The CREATE INDEX statement can be used to create an index on an existing table. The support for CREATE INDEX was added in version 7.0.

CREATE INDEX idx ON t1(CAST(UPPER(c) AS cstring(100)));
CREATE UNIQUE INDEX idx ON t2(CAST(i+j AS int));

DROP INDEX

DROP INDEX

The DROP INDEX statement can be used to drop an existing index. A DROP INDEX command without ON will drop an index with the specified name. It, however, would fail if there are multiple indexes in the database with the same name. The support for DROP INDEX was added in version 7.0.

CREATE VIEW

CREATE VIEW

The CREATE VIEW statement can be used to create a view, which is essentially an alias of a SELECT statement. Views cannot be used to modify records. Thus, an attempt to INSERT, UPDATE or DELETE on a view would fail. One may think of views as READ-ONLY tables. A list of views can be obtained by querying comdb2_views system table.

Access control

GRANT and REVOKE

GRANT

REVOKE

GRANT lets the named user have read or write access to the given table. REVOKE takes away that access. Note that the access checks aren’t enforced until authentication is enabled on the database as a whole with the PUT AUTHENTICATION statement.

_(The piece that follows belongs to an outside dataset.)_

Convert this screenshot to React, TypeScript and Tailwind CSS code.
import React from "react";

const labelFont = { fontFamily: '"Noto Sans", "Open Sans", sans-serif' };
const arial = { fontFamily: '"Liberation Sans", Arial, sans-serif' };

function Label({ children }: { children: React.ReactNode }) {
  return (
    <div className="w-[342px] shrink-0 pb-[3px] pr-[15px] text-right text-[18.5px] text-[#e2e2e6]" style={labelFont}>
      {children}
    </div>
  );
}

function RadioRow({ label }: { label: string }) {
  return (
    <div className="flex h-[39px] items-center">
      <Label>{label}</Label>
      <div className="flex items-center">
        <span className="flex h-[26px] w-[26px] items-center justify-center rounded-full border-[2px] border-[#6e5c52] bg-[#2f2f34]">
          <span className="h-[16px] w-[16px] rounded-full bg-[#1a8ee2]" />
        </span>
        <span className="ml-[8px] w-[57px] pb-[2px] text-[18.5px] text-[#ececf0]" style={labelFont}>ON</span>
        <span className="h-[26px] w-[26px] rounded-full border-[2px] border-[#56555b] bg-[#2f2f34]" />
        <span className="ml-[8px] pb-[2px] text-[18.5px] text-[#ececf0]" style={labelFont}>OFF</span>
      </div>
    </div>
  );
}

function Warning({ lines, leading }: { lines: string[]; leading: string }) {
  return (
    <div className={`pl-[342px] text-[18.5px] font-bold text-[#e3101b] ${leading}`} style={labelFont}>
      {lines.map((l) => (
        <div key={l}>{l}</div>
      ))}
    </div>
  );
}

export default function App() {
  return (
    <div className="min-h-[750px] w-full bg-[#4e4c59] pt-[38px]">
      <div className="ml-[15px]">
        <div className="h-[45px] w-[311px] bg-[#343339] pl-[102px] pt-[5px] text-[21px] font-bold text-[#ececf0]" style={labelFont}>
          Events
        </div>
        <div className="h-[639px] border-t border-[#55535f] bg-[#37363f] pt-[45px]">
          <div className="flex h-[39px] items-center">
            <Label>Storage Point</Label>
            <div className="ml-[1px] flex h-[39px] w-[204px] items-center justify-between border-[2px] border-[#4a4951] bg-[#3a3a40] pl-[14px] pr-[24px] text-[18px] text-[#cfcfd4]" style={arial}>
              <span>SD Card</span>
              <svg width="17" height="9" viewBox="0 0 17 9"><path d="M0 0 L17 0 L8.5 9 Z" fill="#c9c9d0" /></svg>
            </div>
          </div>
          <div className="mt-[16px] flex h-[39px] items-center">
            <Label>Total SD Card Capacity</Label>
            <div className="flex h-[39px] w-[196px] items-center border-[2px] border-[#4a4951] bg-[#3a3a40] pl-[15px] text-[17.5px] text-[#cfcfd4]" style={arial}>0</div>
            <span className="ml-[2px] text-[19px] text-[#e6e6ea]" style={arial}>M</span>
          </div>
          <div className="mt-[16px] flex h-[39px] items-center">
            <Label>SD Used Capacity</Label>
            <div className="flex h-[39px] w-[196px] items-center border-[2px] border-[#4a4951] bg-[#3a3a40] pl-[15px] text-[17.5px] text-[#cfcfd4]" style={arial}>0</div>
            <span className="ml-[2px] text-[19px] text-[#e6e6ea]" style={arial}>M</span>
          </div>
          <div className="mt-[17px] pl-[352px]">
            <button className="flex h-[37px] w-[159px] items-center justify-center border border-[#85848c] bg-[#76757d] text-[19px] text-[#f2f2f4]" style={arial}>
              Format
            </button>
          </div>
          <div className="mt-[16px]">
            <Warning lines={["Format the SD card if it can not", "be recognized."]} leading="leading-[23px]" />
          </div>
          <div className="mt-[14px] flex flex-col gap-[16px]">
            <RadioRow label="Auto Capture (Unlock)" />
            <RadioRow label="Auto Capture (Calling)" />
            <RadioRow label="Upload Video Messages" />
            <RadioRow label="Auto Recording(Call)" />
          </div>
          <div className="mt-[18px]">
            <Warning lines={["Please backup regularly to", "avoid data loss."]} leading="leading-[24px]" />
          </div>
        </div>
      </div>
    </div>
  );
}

GRANT OP TO gives superuser privileges to a given user. That user can create/drop tables and grant/revoke privileges to other users.

Database settings

GET

GET

GET allows access to persistent database settings that are changed/enabled with the PUT statement. Not all settings are gettable - passwords aren’t for example, for obvious reasons. There are many other database settings that are not exposed to the GET/PUT statement yet, but should be over time.

The settings currently available to GET are:

  • ALIAS - fetch the local alias name for a table in another database, see foreign tables
  • ANALYZE COVERAGE and ANALYZE THRESHOLD - fetch tunables used to configure index statistics gathering, see the ANALYZE statement.

PUT

PUT

This is the counterpart to the GET statement. PUT changes persistent database settings. If authentication is enabled with PUT AUTHENTICATION ON, only superusers can run PUT commands.

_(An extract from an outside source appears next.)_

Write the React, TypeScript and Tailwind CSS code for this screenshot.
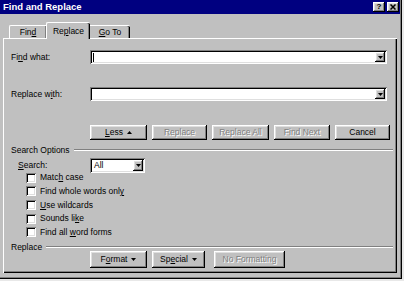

The settings currently available to PUT are:

  • ANALYZE COVERAGE and ANALYZE THRESHOLD - set tunables used to configure index statistics gathering, see the ANALYZE statement.
  • DEFAULT PROCEDURE - sets the default version for a given stored procedure. Calls to the stored procedure without a SET SPDEFAULT statement will run this version. See stored procedures for and overview.
  • ALIAS - creates local alias for a foreign table
  • PASSWORD - sets a password for a given user. PUT PASSWORD OFF disables the user.
  • AUTHENTICATION - enables/disables authentication on the database. If enabled, access checks are performed. Note that a user must be designated as a superuser before enabling authentication.
  • COUNTER - changes the counter “counter-name” value, either incrementing it or setting it; incrementing a counter without setting it first generate a zero valued counter; a counter with the same name as a logical partition serves as the logical clock for rolling out that partition.

Operational commands

ANALYZE

ANALYZE

ANALYZE scans indices to gather statistics used in forming query plans. It’s important that ANALYZE runs every time there are index changes or large data changes. If the current data disagrees with statistics gathered from the last ANALYZE run, the database may form sub-optimal (or outright poor) query plans.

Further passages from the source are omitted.